The important thing Noble Squad had to do was ensuring Cortana’s survival, and then ensuring the Pillar of Autumn’s safe launch. The squad itself was expendable, especially since the Covenant was winning the attack on Reach, each mission essentially being a losing battle, fought back against the wall. 

 

3. Max Payne 2

max payne 2

Oh Max. You have to go through a lot of horrible things. First they kill your family. Then you find a new love, and of course they end up killing her too, no matter how hard you try keeping them from doing it. And then the pattern continues in the third game, but this is Max Payne 2 we’re talking about. 

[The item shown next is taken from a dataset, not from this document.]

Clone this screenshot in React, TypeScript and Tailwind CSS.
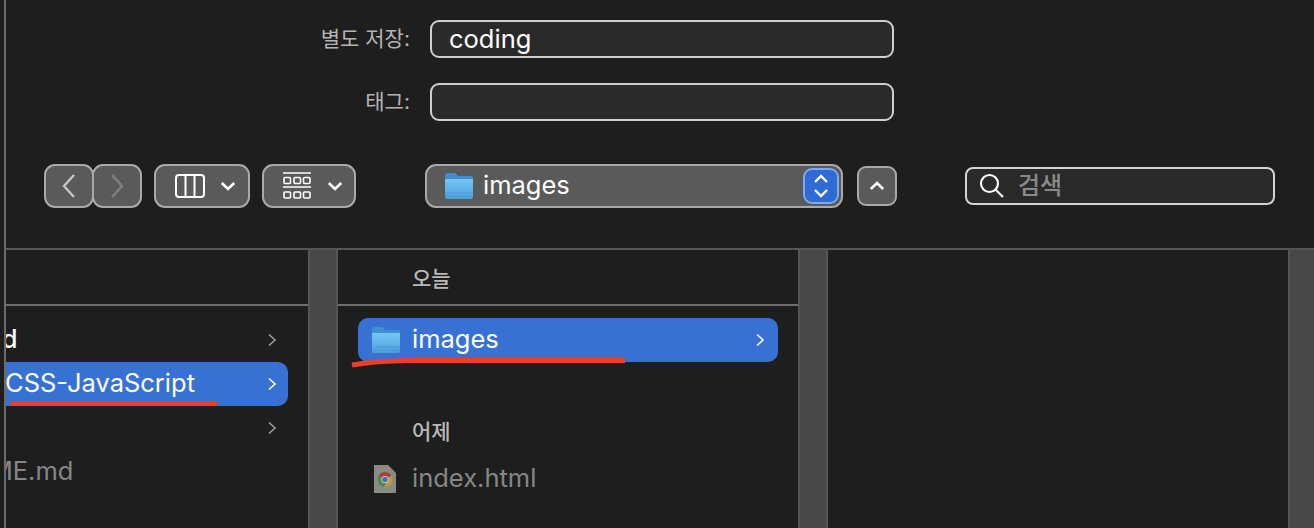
const font = "font-['Inter','Noto_Sans_CJK_KR',sans-serif]";

function FolderIcon() {
  return (
    <svg width="30" height="28" viewBox="0 0 30 28" className="shrink-0">
      <defs>
        <linearGradient id="folderFront" x1="0" y1="0" x2="0" y2="1">
          <stop offset="0" stopColor="#75c6f5" />
          <stop offset="1" stopColor="#4d9fdc" />
        </linearGradient>
      </defs>
      <path d="M1 4 Q1 1 4 1 H10 Q12 1 13 3 L14 4 H27 Q29 4 29 6 V10 H1 Z" fill="#3f8fd0" />
      <path d="M1 7 H29 V25 Q29 27 27 27 H3 Q1 27 1 25 Z" fill="url(#folderFront)" />
      <path d="M1 21 H29 M1 24 H29" stroke="#3f8fcf" strokeOpacity="0.5" strokeWidth="1" />
    </svg>
  );
}

function ChromeFile() {
  return (
    <svg width="22" height="28" viewBox="0 0 22 28" className="shrink-0">
      <path d="M0 0 H14 L22 8 V28 H0 Z" fill="#8c8a84" />
      <path d="M4.5 10.8 A 7.5 7.5 0 0 1 17.5 10.8 L14 12.5 A 4 4 0 0 0 8 12.5 Z" fill="#a8423a" />
      <path d="M4.5 10.8 A 7.5 7.5 0 0 0 10 22 L12 18.2 A 4 4 0 0 1 8 12.5 Z" fill="#4f8a55" />
      <path d="M17.5 10.8 A 7.5 7.5 0 0 1 10 22 L12 18.2 A 4 4 0 0 0 14 12.5 Z" fill="#b59a3e" />
      <circle cx="11" cy="14.5" r="3.6" fill="#d8d8d8" />
      <circle cx="11" cy="14.5" r="2.8" fill="#4a6fb0" />
    </svg>
  );
}

function RowChevron({ color = "#9b9b9b" }: { color?: string }) {
  return (
    <svg width="10" height="14" viewBox="0 0 10 14" fill="none" stroke={color} strokeWidth="1.6" className="shrink-0">
      <path d="M2 1.5 L8 7 L2 12.5" />
    </svg>
  );
}

function SmallDown() {
  return (
    <svg width="16" height="10" viewBox="0 0 16 10" fill="none" stroke="#ffffff" strokeWidth="2.6" className="shrink-0">
      <path d="M1.8 2 L8 8 L14.2 2" />
    </svg>
  );
}

function ToolButton({ className, children }: { className: string; children: React.ReactNode }) {
  return (
    <div className={`h-[44px] flex items-center rounded-[11px] border-2 border-[#a9a9a9] bg-[#5a5a5a] ${className}`}>
      {children}
    </div>
  );
}

function Field({ label, value }: { label: string; value?: string }) {
  return (
    <div className="flex items-center h-[38px]">
      <div className="w-[404px] text-right text-[21px] text-[#b4b4b4]">{label}</div>
      <div className="ml-[20px] w-[464px] h-[38px] flex items-center pl-[17px] rounded-[9px] border-2 border-[#cfcfcf] bg-[#2a2a2a] text-[25.5px] text-white">
        {value}
      </div>
    </div>
  );
}

function Scrollbar() {
  return <div className="w-[30px] shrink-0 bg-[#484848] border-x-2 border-[#555555]" />;
}

export default function App() {
  return (
    <div className={`w-[1314px] h-[528px] overflow-hidden bg-[#1e1e1e] pl-[4px] ${font}`}>
      <div className="h-full flex flex-col border-l-2 border-[#6c6c6c]">
        <div className="h-[248px] shrink-0 pt-[20px]">
          <div className="flex flex-col gap-[25px]">
            <Field label="별도 저장:" value="coding" />
            <Field label="태그:" />
          </div>

          <div className="flex items-center mt-[43px] pl-[38px]">
            <ToolButton className="w-[50px] justify-center">
              <svg width="16" height="26" viewBox="0 0 16 26" fill="none" stroke="#c4c4c4" strokeWidth="2.4">
                <path d="M13 2 L3 13 L13 24" />
              </svg>
            </ToolButton>
            <ToolButton className="w-[50px] -ml-[2px] justify-center">
              <svg width="16" height="26" viewBox="0 0 16 26" fill="none" stroke="#808080" strokeWidth="2.4">
                <path d="M3 2 L13 13 L3 24" />
              </svg>
            </ToolButton>
            <ToolButton className="w-[96px] ml-[12px] pl-[19px] gap-[15px]">
              <svg width="30" height="24" viewBox="0 0 30 24" fill="none" stroke="#ffffff" strokeWidth="2">
                <rect x="1" y="1" width="28" height="22" rx="3" />
                <path d="M10.5 1 V23 M19.5 1 V23" />
              </svg>
              <SmallDown />
            </ToolButton>
            <ToolButton className="w-[94px] ml-[12px] pl-[19px] gap-[16px]">
              <svg width="28" height="28" viewBox="0 0 28 28" fill="none" stroke="#ffffff" strokeWidth="1.6">
                <path d="M0 1 H28 M0 15 H28" />
                <rect x="1" y="5.5" width="6.5" height="6" rx="1" />
                <rect x="11" y="5.5" width="6.5" height="6" rx="1" />
                <rect x="20.5" y="5.5" width="6.5" height="6" rx="1" />
                <rect x="1" y="20" width="6.5" height="6" rx="1" />
                <rect x="11" y="20" width="6.5" height="6" rx="1" />
                <rect x="20.5" y="20" width="6.5" height="6" rx="1" />
              </svg>
              <SmallDown />
            </ToolButton>
            <ToolButton className="w-[418px] ml-[69px] pl-[17px] pr-[2px]">
              <FolderIcon />
              <span className="ml-[9px] mb-[2px] text-[25.5px] text-white">images</span>
              <div className="ml-auto w-[36px] h-[36px] flex items-center justify-center rounded-[9px] border-2 border-[#7ca9ef] bg-[#2f6bd3]">
                <svg width="16" height="26" viewBox="0 0 16 26" fill="none" stroke="#ffffff" strokeWidth="2.4">
                  <path d="M2 9 L8 3 L14 9 M2 17 L8 23 L14 17" />
                </svg>
              </div>
            </ToolButton>
            <div className="w-[40px] h-[40px] ml-[14px] flex items-center justify-center rounded-[9px] border-2 border-[#a9a9a9] bg-[#5a5a5a]">
              <svg width="16" height="10" viewBox="0 0 16 10" fill="none" stroke="#ffffff" strokeWidth="2.6">
                <path d="M1.8 8 L8 2 L14.2 8" />
              </svg>
            </div>
            <div className="w-[310px] h-[38px] ml-[68px] flex items-center pl-[12px] rounded-[8px] border-2 border-[#d4d4d4] bg-[#2a2a2a]">
              <svg width="26" height="26" viewBox="0 0 26 26" fill="none" stroke="#ffffff" strokeWidth="2.2">
                <circle cx="10.5" cy="10.5" r="8.5" />
                <path d="M16.5 16.5 L24 24" />
              </svg>
              <span className="ml-[13px] text-[24px] font-medium text-[#8a8a8a]">검색</span>
            </div>
          </div>
        </div>

        <div className="relative flex-1 flex border-t-2 border-[#555555] min-h-0">
          {/* first column, names cut off by the window's left edge */}
          <div className="w-[302px] shrink-0 overflow-hidden">
            <div className="h-[56px] border-b-2 border-[#6e6e6e]" />
            <div className="pt-[12px] pr-[20px] flex flex-col">
              <div className="h-[44px] flex items-center justify-between pr-[11px]">
                <span className="-ml-[108px] mb-[2px] text-[25.5px] font-medium text-white whitespace-nowrap">download</span>
                <RowChevron />
              </div>
              <div className="h-[44px] flex items-center justify-between pr-[11px] rounded-r-[10px] bg-[#3871d4]">
                <span className="-ml-[1px] mb-[2px] text-[25.5px] text-white whitespace-nowrap">CSS-JavaScript</span>
                <RowChevron color="#ffffff" />
              </div>
              <div className="h-[44px] flex items-center justify-end pr-[11px]">
                <RowChevron />
              </div>
              <div className="h-[44px] flex items-center pr-[11px]">
                <span className="-ml-[84px] mb-[2px] text-[25.5px] text-[#868686] whitespace-nowrap">README.md</span>
              </div>
            </div>
          </div>
          <Scrollbar />

          {/* second column */}
          <div className="w-[460px] shrink-0">
            <div className="h-[56px] flex items-center pl-[74px] pt-[4px] border-b-2 border-[#6e6e6e] text-[21px] font-medium text-[#b8b8b8]">
              오늘
            </div>
            <div className="pt-[12px] pl-[20px] pr-[20px]">
              <div className="h-[44px] flex items-center pl-[13px] pr-[13px] rounded-[10px] bg-[#3871d4]">
                <FolderIcon />
                <span className="ml-[11px] mb-[2px] text-[25.5px] text-white">images</span>
                <span className="ml-auto"><RowChevron color="#ffffff" /></span>
              </div>
              <div className="mt-[58px] pl-[54px] h-[24px] flex items-center text-[21px] font-medium text-[#b8b8b8]">
                어제
              </div>
              <div className="mt-[13px] h-[44px] flex items-center pl-[16px]">
                <ChromeFile />
                <span className="ml-[16px] mb-[2px] text-[25.5px] text-[#868686]">index.html</span>
              </div>
            </div>
          </div>
          <Scrollbar />

          <div className="w-[460px] shrink-0" />
          <Scrollbar />

          {/* red pen marks drawn over the screenshot */}
          <svg className="absolute left-[-6px] top-[-250px] pointer-events-none" width="1314" height="528" fill="none">
            <path d="M11 403.5 H217" stroke="#ea4029" strokeWidth="5" />
            <path d="M352 365 Q375 361 410 360.5 H625" stroke="#ea4029" strokeWidth="5" />
          </svg>
        </div>
      </div>
    </div>
  );
}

Throughout the game, Max has been falling head over heels for beautiful assassin lady Mona Sax. Then in the last missions she ends up captured by Max’ former buddy Vlad. And then she ends up with a bullet in her belly so she can die in Max’ arms. Poor guy really can’t catch a break. Also, uh... Poor woman, being dead and all. 

 

2. Heavy Rain

heavy rain

This is a cheery one from start to finish. First protagonist Ethan’s favorite son gets run over by a car, then his other, formally not so favorite, son is all depressed, Ethan is all depressed, his wife is all depressed and divorces him, everybody is sad. Big, bad frowny face. And then, adding insult to injury, some madman kidnaps Ethan’s left over son, forcing Ethan into mutilation and murder. 

But it’s especially the sad scenes at the beginning of the game that get you. The quiet, solemn feeling of Ethan just being lost, of his life having spiraled out of control that get to you. 

 

1. Portal

portal

Two things really. You have to murder your companion cube. I was a wreck for weeks after that. And then there wasn’t even cake. Portal is the saddest game ever.